§ Job: Reproduce the data exactly and drop any pictures it holds.

>> Start Source material

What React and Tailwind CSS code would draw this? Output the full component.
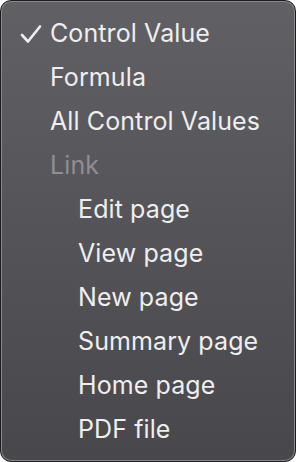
import React from 'react';

const items = [
  { label: 'Control Value', checked: true },
  { label: 'Formula' },
  { label: 'All Control Values' },
  { label: 'Link', disabled: true },
  { label: 'Edit page', indent: true },
  { label: 'View page', indent: true },
  { label: 'New page', indent: true },
  { label: 'Summary page', indent: true },
  { label: 'Home page', indent: true },
  { label: 'PDF file', indent: true },
];

const App = () => {
  return (
    <div className="w-[296px] h-[462px] bg-white">
      <div
        className="w-full h-full rounded-[11px] border border-[#1c1c1e] bg-gradient-to-b from-[#616064] to-[#48474b] shadow-[inset_0_0_0_1px_#8a898d] pt-[11px] text-[25px] tracking-[0.1px] text-[#eeeeee]"
        style={{ fontFamily: 'Inter, "Noto Sans", sans-serif' }}
      >
        {items.map((item) => (
          <div key={item.label} className="relative h-[44px] flex items-center">
            {item.checked && (
              <span className="absolute left-[19px] top-[12px]">
                <svg width="22" height="20" viewBox="0 0 22 20" fill="none">
                  <path d="M2 11 L8 17.5 L20 2.5" stroke="#eeeeee" strokeWidth="2.6" strokeLinecap="round" strokeLinejoin="round" />
                </svg>
              </span>
            )}
            <span
              className={`${item.indent ? 'pl-[77px]' : 'pl-[49px]'} ${
                item.disabled ? 'text-[#8f8e92]' : ''
              }`}
            >
              {item.label}
            </span>
          </div>
        ))}
      </div>
    </div>
  );
};

export default App;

>> End Source material

§ Exercise response:
What React and Tailwind CSS code would draw this? Output the full component.
import React from 'react';

const items = [
  { label: 'Control Value', checked: true },
  { label: 'Formula' },
  { label: 'All Control Values' },
  { label: 'Link', disabled: true },
  { label: 'Edit page', indent: true },
  { label: 'View page', indent: true },
  { label: 'New page', indent: true },
  { label: 'Summary page', indent: true },
  { label: 'Home page', indent: true },
  { label: 'PDF file', indent: true },
];

const App = () => {
  return (
    <div className="w-[296px] h-[462px] bg-white">
      <div
        className="w-full h-full rounded-[11px] border border-[#1c1c1e] bg-gradient-to-b from-[#616064] to-[#48474b] shadow-[inset_0_0_0_1px_#8a898d] pt-[11px] text-[25px] tracking-[0.1px] text-[#eeeeee]"
        style={{ fontFamily: 'Inter, "Noto Sans", sans-serif' }}
      >
        {items.map((item) => (
          <div key={item.label} className="relative h-[44px] flex items-center">
            {item.checked && (
              <span className="absolute left-[19px] top-[12px]">
                <svg width="22" height="20" viewBox="0 0 22 20" fill="none">
                  <path d="M2 11 L8 17.5 L20 2.5" stroke="#eeeeee" strokeWidth="2.6" strokeLinecap="round" strokeLinejoin="round" />
                </svg>
              </span>
            )}
            <span
              className={`${item.indent ? 'pl-[77px]' : 'pl-[49px]'} ${
                item.disabled ? 'text-[#8f8e92]' : ''
              }`}
            >
              {item.label}
            </span>
          </div>
        ))}
      </div>
    </div>
  );
};

export default App;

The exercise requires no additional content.